BOB GARFIELD: We hear his lawyer tell him that he is most likely to go to jail for some portion of his six-year term and that perhaps they will scale back the 20-year ban on filmmaking but not eradicate it altogether. And his response, as a resistor, is to essentially poke his finger in the eye of the government. Is he in more danger as a result of this, or has he kind of inoculated himself against further oppression?
JAMSHEED AKRAMI: The government is basically not happy about the fact that he made this movie quite illegally, but I like your use of the word “inoculated.” Yeah, maybe he is because he’s so well known across the world right now, and his plight has been so well publicized that the government is really afraid of him. They’re afraid to send him back to jail.
BOB GARFIELD: Even had he been permitted to shoot his film, the restrictions for filmmakers in Iran are onerous, to say the least. Give me an idea of what an Iranian filmmaker is up against.
JAMSHEED AKRAMI: Making a movie in Iran is really something close to a miracle, given all the Draconian censorship codes. Any sort of physical contacts between men and women is banned in Iran. Forget about any sort of romantic stories, contact between a father and a daughter or the mother to embrace her son, you can’t have scenes of that nature either.
Also, another example would be how it’s the Iranian Islamic law that women have to cover their hair, but in their homes women, they don’t cover their hair. But when it comes to the Iranian movie, they still have to cover their [LAUGHS] hair in the privacy of their homes.
And if you noticed, in this movie his wife and daughter are outside of the house, and that’s a rather curious choice because if this is a day in the life of a filmmaker, you would want to see his family. He doesn’t show them at home because if they were to be home they had to appear with exposed hair, and that would not have been possible. So he is trying to avoid [LAUGHS] committing a lie, a fabrication, basically.

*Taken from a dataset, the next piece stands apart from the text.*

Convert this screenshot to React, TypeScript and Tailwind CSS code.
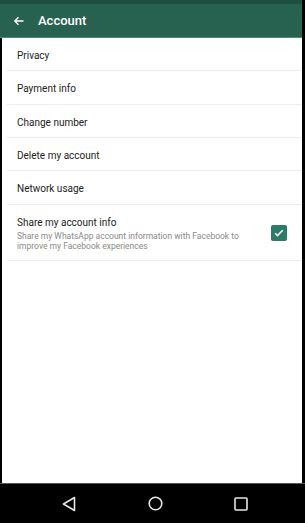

The fact that Panahi keeps his wife, daughter and mother out of the film in itself is an act of protest against the women’s conditions in Iran.
BOB GARFIELD: Panahi is something of a genius for playing the hand that is dealt him. You mentioned that his wife and daughter don’t appear in the film. We learn that they’re out delivering New Year’s gifts to his mother. The filming does take place during New Year’s, and outside there are these enormous fireworks displays.
JAMSHEED AKRAMI: The day happens to be what we call Chaharshanbe Suri, which has been roughly translated as Fireworks Wednesday. This is a tradition that has been frowned upon and actually dismissed by the Islamic regime, but embraced by the majority of Iranians as a day of rage and resistance against the regime. Panahi has chosen this particular day to celebrate the people’s defiance of the regime.
BOB GARFIELD: So Panahi shot this film, pressing all of the buttons that he – was certain would most infuriate the regime. What’s happened since the film escaped from Iran?
JAMSHEED AKRAMI: Panahi has been basically kept in limbo by the Islamic government. They’re not sending him back to jail at this time, fearing the repeat of the international outcry that he’s initial imprisonment caused a couple of years ago.
But, at the same time, they have kept him from working as a filmmaker. He is preoccupied nowadays, as I’m sure a lot of other Iranians are, with the chances of Asghar Farhadi’s –
BOB GARFIELD: The director, whose film is up for Best Foreign Film in the - in the Oscars.
[OVERLAP/BOTH AT ONCE]
JAMSHEED AKRAMI: Yes, A Separation, winning an Oscar or [LAUGHS] maybe even two. But he’s deeply frustrated that he cannot make his own movies. You know, this is a situation that the Islamic government should be really ashamed of, to be putting one of their best filmmakers in the prime of his career in such an unpleasant situation and try to completely silence his creativity.
BOB GARFIELD: Jamsheed, thank you so much.
JAMSHEED AKRAMI: Oh, you’re welcome, Bob.
BOB GARFIELD: Iranian documentarian and scholar Jamsheed Akrami teaches at William Paterson University. His forthcoming documentary about censorship in Iranian film is called Cinema of Discontent.